Où en est une carrière quand, trop digne pour se livrer à l'exercice infâmant de la sextape, on en est réduit à candidater pour Vidéo Gag ? Oui, bon Vidéo Gag n'existe plus mais le net n'est-il pas devenu lui-même un lupanar vidéogaguesque ?

Ah c'est sûr, quand on l'a connue avec son carré 90's et ses vestes en jean trop grandes, nous feulant des refrains bluesy à l'oreille, à voir Sharleen Spiteri déguster goulûment un trottoir parisien un peu trop glissant lors du tournage d'un clip, on se dit : 1) que toutes ces conneries ne sont plus de son âge ; 2) qu'il va bien falloir un jour résoudre le fléau des fèces canines sur les trottoirs de la ville lumière avant qu'il y ait un mort ; 3) qu'une bonne promo ne coûte finalement pas grand-chose dès lors qu'on a appris à tomber de haut. Une bonne vieille glissade et hop, pas besoin d'aller lutter contre la sieste sur le canapé rouge de Michel Drucker ou de se froisser un zygomatique à esquisser un sourire gêné devant quelques galéjades du grandjournalesque. 

Conversation

Oui, bon, on est mauvaise langue. D'autant que depuis ses débuts, la Sharleen et ses Texans d'Écosse n'ont jamais vraiment eu besoin de promotion excessive. Si d'un point de vue artistique, Texas a rapidement délaissé les bilans qualitatifs de fin d'année, question bilan comptable, les chiffres sont toujours restés au vert.

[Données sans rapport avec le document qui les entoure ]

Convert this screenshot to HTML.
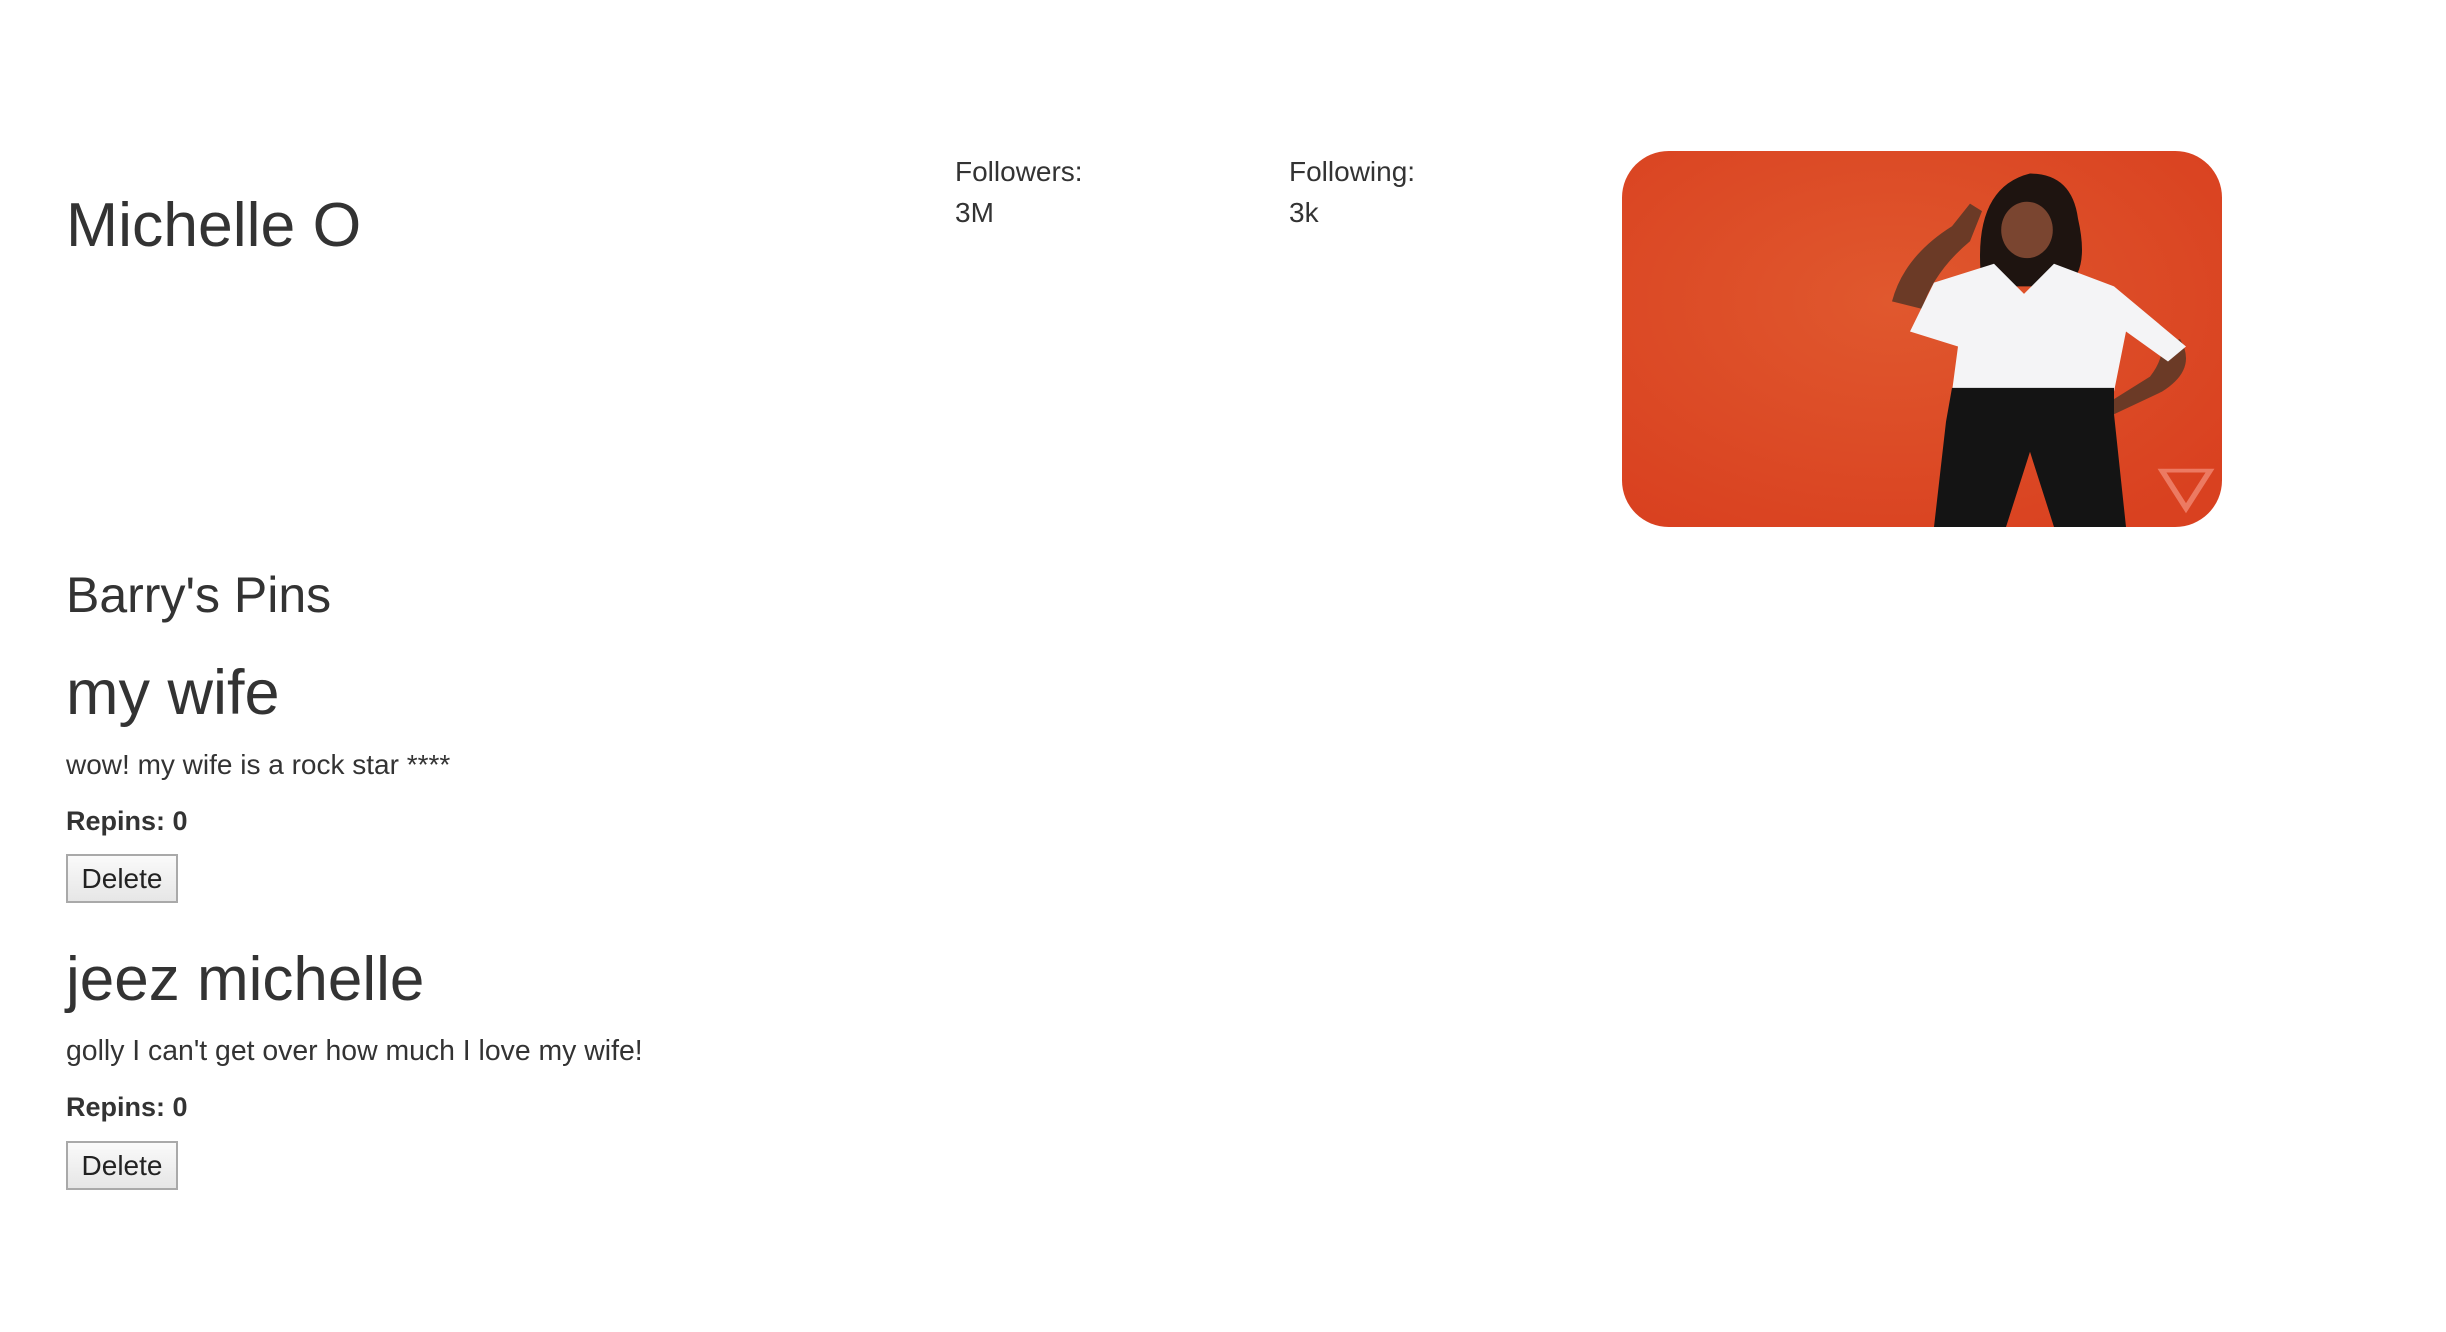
<!DOCTYPE html>
<html><head><meta charset="utf-8"><style>
body{margin:0;width:2446px;height:1332px;background:#fff;color:#333;font-family:"Liberation Sans",Arial,sans-serif;position:relative;overflow:hidden}
.a{position:absolute;white-space:nowrap;line-height:1}
.btn{position:absolute;left:66px;width:112px;height:49px;border:2px solid #a9a9a9;background:linear-gradient(#fafafa,#e6e6e6);box-sizing:border-box;font-size:28px;text-align:center;line-height:45px;color:#222}
</style></head><body>
<div class="a" style="left:66px;top:194px;font-size:62.5px">Michelle O</div>
<div class="a" style="left:955px;top:158px;font-size:28px">Followers:</div>
<div class="a" style="left:955px;top:199px;font-size:28px">3M</div>
<div class="a" style="left:1289px;top:158px;font-size:28px">Following:</div>
<div class="a" style="left:1289px;top:199px;font-size:28px">3k</div>
<svg style="position:absolute;left:1622px;top:151px" width="600" height="376" viewBox="0 0 100 100" preserveAspectRatio="none">
<defs><clipPath id="c"><rect width="100" height="100" rx="7.8" ry="12.4"/></clipPath>
<radialGradient id="g" cx="0.45" cy="0.4" r="0.7"><stop offset="0" stop-color="#e0582e"/><stop offset="1" stop-color="#d94120"/></radialGradient></defs>
<g clip-path="url(#c)">
<rect width="100" height="100" fill="url(#g)"/>
<path d="M45 40 Q47 28 55 20 L58 14 L60 16 L58 24 Q52 32 50 42 Z" fill="#6b3a26"/>
<path d="M93 50 Q96 58 90 64 L82 70 L80 68 L88 60 Q90 56 90 52 Z" fill="#6b3a26"/>
<path d="M60 36 Q58 10 68 6 Q75 6 76 18 Q78 32 74 36 Z" fill="#1e1410"/>
<ellipse cx="67.5" cy="21" rx="4.3" ry="7.5" fill="#7a4530"/>
<path d="M52 35 L62 30 L67 38 L72 30 L82 36 L94 52 L91 56 L84 48 L82 64 L55 64 L56 52 L48 48 Z" fill="#f4f4f6"/>
<path d="M55 63 L82 63 L82 70 L84 100 L72 100 L68 80 L64 100 L52 100 L54 72 Z" fill="#141414"/>
<path d="M90 85 L98 85 L94 95 Z" fill="none" stroke="#ec7a62" stroke-width="1"/>
</g></svg>
<div class="a" style="left:66px;top:570px;font-size:50px">Barry's Pins</div>
<div class="a" style="left:66px;top:662px;font-size:63px">my wife</div>
<div class="a" style="left:66px;top:751px;font-size:28px">wow! my wife is a rock star ****</div>
<div class="a" style="left:66px;top:808px;font-size:27px;font-weight:bold">Repins: 0</div>
<div class="btn" style="top:854px">Delete</div>
<div class="a" style="left:66px;top:949px;font-size:62px">jeez michelle</div>
<div class="a" style="left:66px;top:1037px;font-size:28.4px">golly I can't get over how much I love my wife!</div>
<div class="a" style="left:66px;top:1094px;font-size:27px;font-weight:bold">Repins: 0</div>
<div class="btn" style="top:1141px">Delete</div>
</body></html>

Sharleen, c'est le genre de fille, quand elle vous attrape, c'est à vie ; et comme elle vieillit mieux que vous, elle vous préserve un peu. D'autant que la musique de Texas, elle non plus n'a pas bougé. C'est même probablement le plus criant reproche que l'on puisse lui faire – et probablement cette fossilisation qui a permis au groupe de survivre à tout.

D'où peut-être ce retour en forme de retour en arrière avec The Conversation. Chemise western, guitare et mèche en bandoulière – manque plus que la côte de bœuf, et on est au… Texas –, Sharleen veut nous parler alors on fonce. On n'est même pas loin d'être séduits en saluant sur les traces de grandes blues-folkeuses qu'on aime d'amour et n'ont pas eu le bonheur d'une conservation aussi réussie.

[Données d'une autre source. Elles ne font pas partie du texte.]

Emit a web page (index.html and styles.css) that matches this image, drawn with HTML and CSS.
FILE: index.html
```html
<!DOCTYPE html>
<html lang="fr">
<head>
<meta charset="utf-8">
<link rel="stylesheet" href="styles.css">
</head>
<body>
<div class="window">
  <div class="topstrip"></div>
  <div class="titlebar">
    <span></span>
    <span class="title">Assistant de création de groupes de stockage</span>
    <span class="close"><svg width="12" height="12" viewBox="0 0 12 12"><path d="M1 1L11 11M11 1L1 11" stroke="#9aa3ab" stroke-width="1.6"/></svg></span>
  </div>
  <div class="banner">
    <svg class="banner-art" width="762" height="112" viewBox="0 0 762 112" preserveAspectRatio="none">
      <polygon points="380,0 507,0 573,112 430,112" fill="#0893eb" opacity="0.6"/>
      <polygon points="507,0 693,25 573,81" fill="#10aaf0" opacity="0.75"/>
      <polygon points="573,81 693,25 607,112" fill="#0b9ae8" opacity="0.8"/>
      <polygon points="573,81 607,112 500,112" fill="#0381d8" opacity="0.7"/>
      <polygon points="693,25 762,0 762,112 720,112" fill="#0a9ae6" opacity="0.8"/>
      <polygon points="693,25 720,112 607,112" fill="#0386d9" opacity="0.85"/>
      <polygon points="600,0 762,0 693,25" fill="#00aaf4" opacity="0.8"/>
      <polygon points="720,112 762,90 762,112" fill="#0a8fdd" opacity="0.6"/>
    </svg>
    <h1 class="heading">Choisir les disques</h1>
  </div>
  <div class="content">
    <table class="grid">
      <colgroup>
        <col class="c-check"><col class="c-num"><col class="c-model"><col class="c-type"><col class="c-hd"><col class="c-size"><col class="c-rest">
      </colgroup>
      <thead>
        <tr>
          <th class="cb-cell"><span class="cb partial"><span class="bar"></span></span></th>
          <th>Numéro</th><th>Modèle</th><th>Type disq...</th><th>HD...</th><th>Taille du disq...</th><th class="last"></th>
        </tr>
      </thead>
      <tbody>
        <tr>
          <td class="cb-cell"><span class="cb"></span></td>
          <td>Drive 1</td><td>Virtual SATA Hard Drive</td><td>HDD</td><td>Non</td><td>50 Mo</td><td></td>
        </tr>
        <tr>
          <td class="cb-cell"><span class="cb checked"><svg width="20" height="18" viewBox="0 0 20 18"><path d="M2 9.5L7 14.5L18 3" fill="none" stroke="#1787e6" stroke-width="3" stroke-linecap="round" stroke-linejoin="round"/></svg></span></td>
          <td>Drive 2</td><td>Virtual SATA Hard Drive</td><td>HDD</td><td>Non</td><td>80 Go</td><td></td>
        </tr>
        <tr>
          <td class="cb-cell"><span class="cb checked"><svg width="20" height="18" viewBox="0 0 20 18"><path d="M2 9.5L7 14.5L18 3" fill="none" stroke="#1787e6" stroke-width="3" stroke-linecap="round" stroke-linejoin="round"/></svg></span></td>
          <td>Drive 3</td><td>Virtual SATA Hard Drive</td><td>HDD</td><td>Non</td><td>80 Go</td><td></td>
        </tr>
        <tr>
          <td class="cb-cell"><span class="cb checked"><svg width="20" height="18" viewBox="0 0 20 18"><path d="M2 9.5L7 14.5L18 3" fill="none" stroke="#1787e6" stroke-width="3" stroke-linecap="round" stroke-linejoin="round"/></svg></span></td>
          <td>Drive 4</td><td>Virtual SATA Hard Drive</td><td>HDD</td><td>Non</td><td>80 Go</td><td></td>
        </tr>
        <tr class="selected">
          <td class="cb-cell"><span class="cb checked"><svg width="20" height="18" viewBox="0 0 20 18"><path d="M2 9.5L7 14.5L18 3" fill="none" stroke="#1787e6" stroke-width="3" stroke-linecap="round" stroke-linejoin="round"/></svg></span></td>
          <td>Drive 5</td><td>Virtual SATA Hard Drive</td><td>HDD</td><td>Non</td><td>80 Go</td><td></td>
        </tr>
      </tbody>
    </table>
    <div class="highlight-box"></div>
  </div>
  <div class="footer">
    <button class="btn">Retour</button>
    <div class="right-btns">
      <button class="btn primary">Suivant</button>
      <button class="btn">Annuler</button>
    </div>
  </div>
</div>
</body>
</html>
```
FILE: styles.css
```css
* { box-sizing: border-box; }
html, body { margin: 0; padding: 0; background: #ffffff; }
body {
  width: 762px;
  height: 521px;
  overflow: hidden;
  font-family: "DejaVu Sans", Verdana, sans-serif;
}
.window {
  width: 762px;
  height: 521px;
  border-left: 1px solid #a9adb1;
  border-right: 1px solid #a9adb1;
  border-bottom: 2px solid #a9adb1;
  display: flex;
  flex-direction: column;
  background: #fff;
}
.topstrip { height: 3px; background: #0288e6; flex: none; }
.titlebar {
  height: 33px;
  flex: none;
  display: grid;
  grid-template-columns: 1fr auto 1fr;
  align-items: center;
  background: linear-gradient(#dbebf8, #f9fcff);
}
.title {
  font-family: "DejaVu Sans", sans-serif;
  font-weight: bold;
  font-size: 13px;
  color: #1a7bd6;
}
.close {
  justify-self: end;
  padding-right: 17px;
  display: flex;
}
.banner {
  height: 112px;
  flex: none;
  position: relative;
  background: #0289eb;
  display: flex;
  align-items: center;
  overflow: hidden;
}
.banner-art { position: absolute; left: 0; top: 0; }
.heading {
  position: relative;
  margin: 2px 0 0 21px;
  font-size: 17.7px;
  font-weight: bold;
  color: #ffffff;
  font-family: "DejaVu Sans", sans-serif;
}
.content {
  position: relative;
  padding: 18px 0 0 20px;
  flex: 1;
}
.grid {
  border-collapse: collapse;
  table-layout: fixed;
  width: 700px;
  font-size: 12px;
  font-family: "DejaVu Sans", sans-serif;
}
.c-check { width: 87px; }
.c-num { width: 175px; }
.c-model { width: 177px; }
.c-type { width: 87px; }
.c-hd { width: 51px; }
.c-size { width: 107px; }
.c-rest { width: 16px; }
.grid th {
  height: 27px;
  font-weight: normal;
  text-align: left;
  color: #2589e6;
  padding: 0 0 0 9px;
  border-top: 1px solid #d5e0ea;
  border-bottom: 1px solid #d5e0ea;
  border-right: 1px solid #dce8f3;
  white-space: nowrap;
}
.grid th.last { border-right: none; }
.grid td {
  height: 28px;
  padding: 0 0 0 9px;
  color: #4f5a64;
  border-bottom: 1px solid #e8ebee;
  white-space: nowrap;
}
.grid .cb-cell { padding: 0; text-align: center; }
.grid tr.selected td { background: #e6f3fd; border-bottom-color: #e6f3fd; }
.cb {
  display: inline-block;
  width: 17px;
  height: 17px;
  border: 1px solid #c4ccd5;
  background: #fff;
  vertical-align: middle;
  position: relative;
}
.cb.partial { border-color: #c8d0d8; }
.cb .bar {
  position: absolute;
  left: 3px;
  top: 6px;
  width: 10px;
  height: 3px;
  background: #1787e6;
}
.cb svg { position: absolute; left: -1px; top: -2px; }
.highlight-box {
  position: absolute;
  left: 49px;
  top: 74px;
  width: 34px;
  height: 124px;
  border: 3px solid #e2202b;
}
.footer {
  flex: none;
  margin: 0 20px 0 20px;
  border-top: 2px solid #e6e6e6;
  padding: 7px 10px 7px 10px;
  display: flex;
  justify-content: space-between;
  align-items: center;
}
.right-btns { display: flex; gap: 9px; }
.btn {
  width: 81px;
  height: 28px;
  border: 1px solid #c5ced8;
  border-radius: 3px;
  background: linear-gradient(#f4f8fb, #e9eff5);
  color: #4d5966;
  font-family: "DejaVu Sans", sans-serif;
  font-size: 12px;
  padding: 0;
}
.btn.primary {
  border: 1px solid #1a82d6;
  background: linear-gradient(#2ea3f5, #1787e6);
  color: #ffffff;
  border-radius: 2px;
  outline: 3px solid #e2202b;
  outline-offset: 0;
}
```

En dehors de l'atroce sortie de route dance 80's Detroit City, on est près de succomber quand, sur quelques titres, on croit presque entendre une réincarnation féminine de Roy Orbison. Du moins son intention - Dry Your Eyes, I Will Always, Maybe I. Le problème est que tout cela est produit, réglé, programmé pour les camions à fort tonnage et les autoroutes trop droites. Et qu'on préfère le blues de piétons. Quitte à ce qu'il soit casse-gueule.